Friday, 20 February 2026

76th Berlin International Film Festival: Ethan Hawke Carries The Weight, a Tale of Gold, Grit and the Gravity of Fatherhood

American actor Ethan Hawke, wearing a Tom Ford by Haider Ackermann sequined suit, at the photocall for his new film in Berlin. Photograph (above) and cover picture of Dua Lipa by Jay Zoo for DAM

Ethan Hawke discussed The Weight, a lean, Depression-era drama charged with emotional urgency at the Berlin Film Festival. Playing a father coerced into smuggling gold through unforgiving wilderness to secure his freedom and reunite with his daughter, the actor delivers a gritty performance. Opposite Russell Crowe and directed by Padraic McKinley, the film blends stark action with an exploration of sacrifice, solidarity and the cost of defying institutional power. Story by Jeanne-Marie Cilento. Photography by Jay Zoo

Sam Hazeldine, Austin Amelio, Ethan Hawke,
Padraic McKinley, Avi Nash, Julia Jones and
Lucas Lynggaard Tonnesen at the Berlinale.  
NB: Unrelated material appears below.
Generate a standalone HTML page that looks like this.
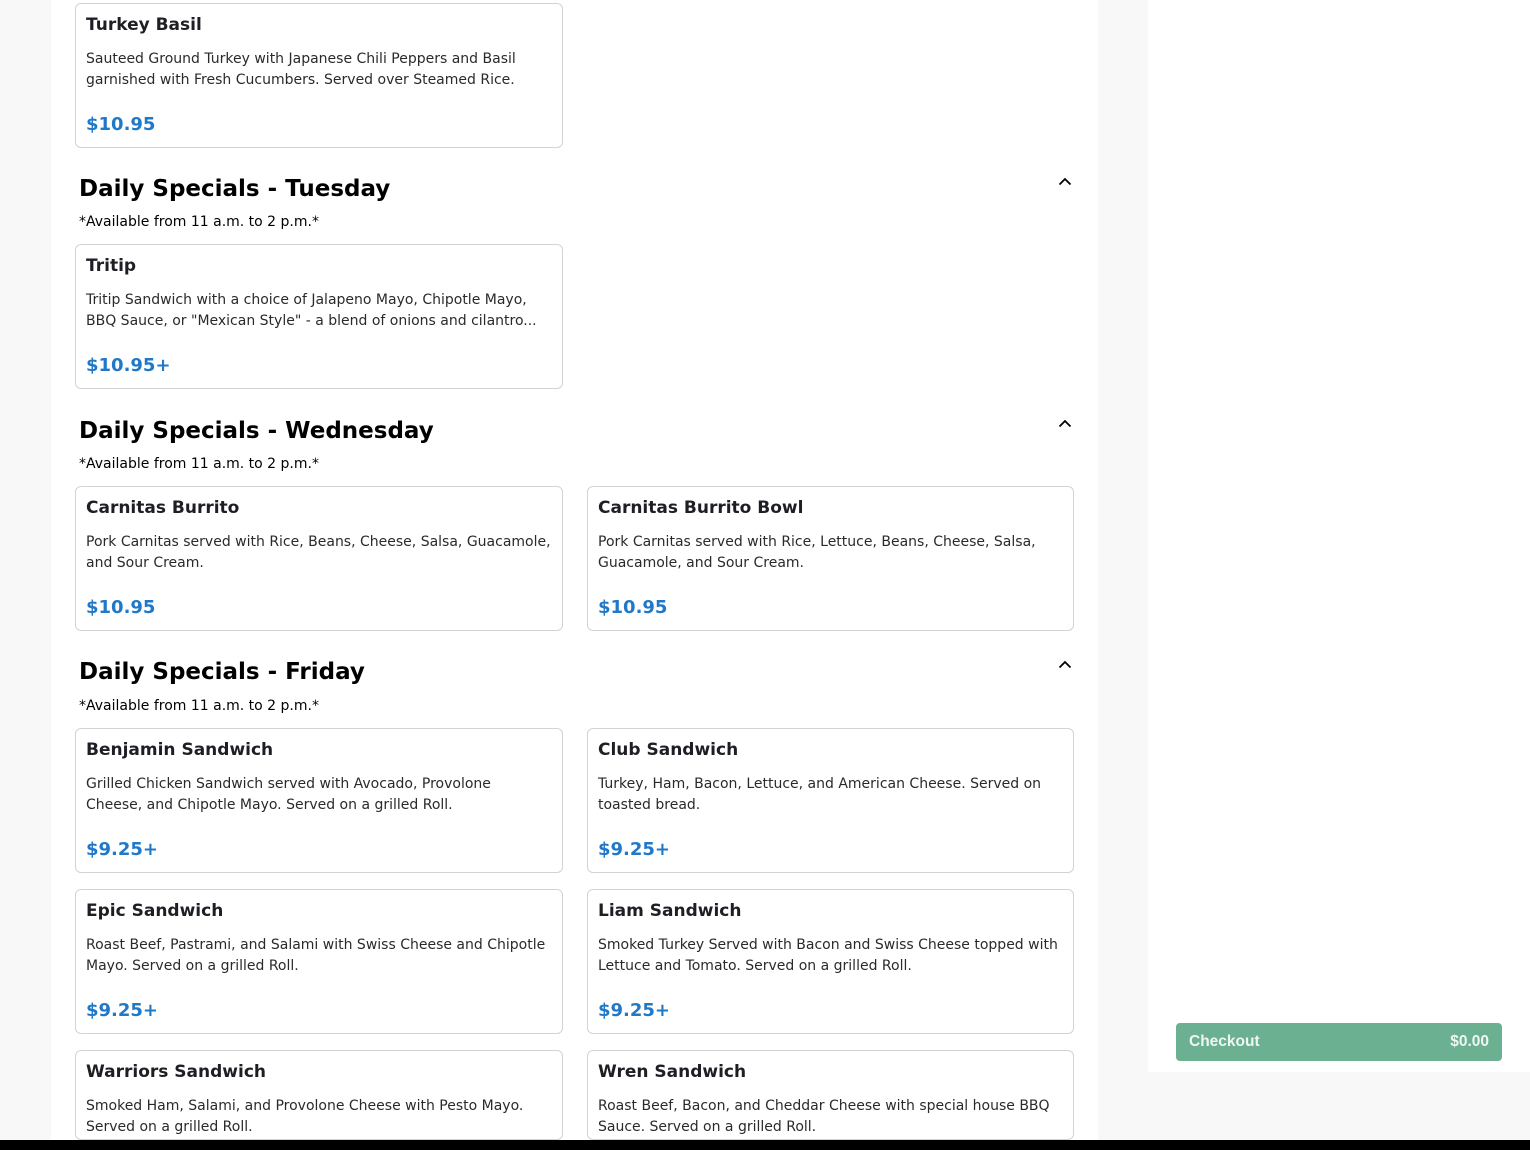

UNDER the winter glare of Berlin’s February light, Ethan Hawke arrived at the Grand Hyatt to present his new film at the city's film festival. The survival drama, set during the Depression in America, strips heroism down to its rawest impulse: love.

Hawke’s presence at the photocall was characteristically unforced. Dressed in a black sequined bouclé suit from Tom Ford by Haider Ackermann, offset with a narrow leather tie, he managed to look both formal and subtly subversive. The texture of the fabric caught the camera flashes without veering into ostentation; a visual metaphor, perhaps, for an actor whose career has balanced arthouse introspection with muscular mainstream roles. 

In The Weight, Hawke plays Samuel Murphy, a father living in 1933 Oregon whose life collapses when he is separated from his daughter and sent to a punishing labour camp. The premise is stark: offered a chance at early release, Murphy must transport smuggled gold through hostile wilderness under the watch of a ruthless warden, played with simmering authority by Russell Crowe. The journey becomes both a physical ordeal and a moral reckoning.

The film arrives at a moment when questions of institutional power and collective responsibility resonate sharply

Ethan Hawke joking around with film director
Padraic McKinley at their Berlin photocall. 
Directed by Padraic McKinley, the film draws on the stripped-back tension of 1970s American action cinema while grounding itself in the psychological realism that has long been Hawke’s forte. 

Wide shots of Oregon’s unforgiving terrain underscore the insignificance of the men crossing it, bent beneath the literal and symbolic weight of gold. Yet the film resists easy mythmaking. Murphy is not a conventional hero; he is exhausted, frightened and often unsure. What propels him forward is not bravado but the singular pull of fatherhood.

Speaking in Berlin, Hawke described the title as a reflection of emotional gravity, the burden of responsibility and the cost of devotion. For an actor who has built a career on exploring moral ambiguity, the role offers fertile ground. His performance is stripped of flourish, rooted instead in physicality: the slump of shoulders, the wary glance over a campfire, the quiet calculation behind the eyes. It is a study in endurance rather than spectacle.

The Berlinale has long championed films that fuse political undercurrents with intimate storytelling, and The Weight arrives at a moment when questions of institutional power and collective responsibility resonate sharply. Beneath its period setting lies a contemporary pulse: a group of disparate men discovering shared cause against systemic exploitation.

The film wastes little time on sentimentality. Instead, it delivers a taut, atmospheric examination of sacrifice and solidarity. For Hawke, now more than three decades into his career, it marks another chapter in a body of work defined by restless curiosity and moral inquiry.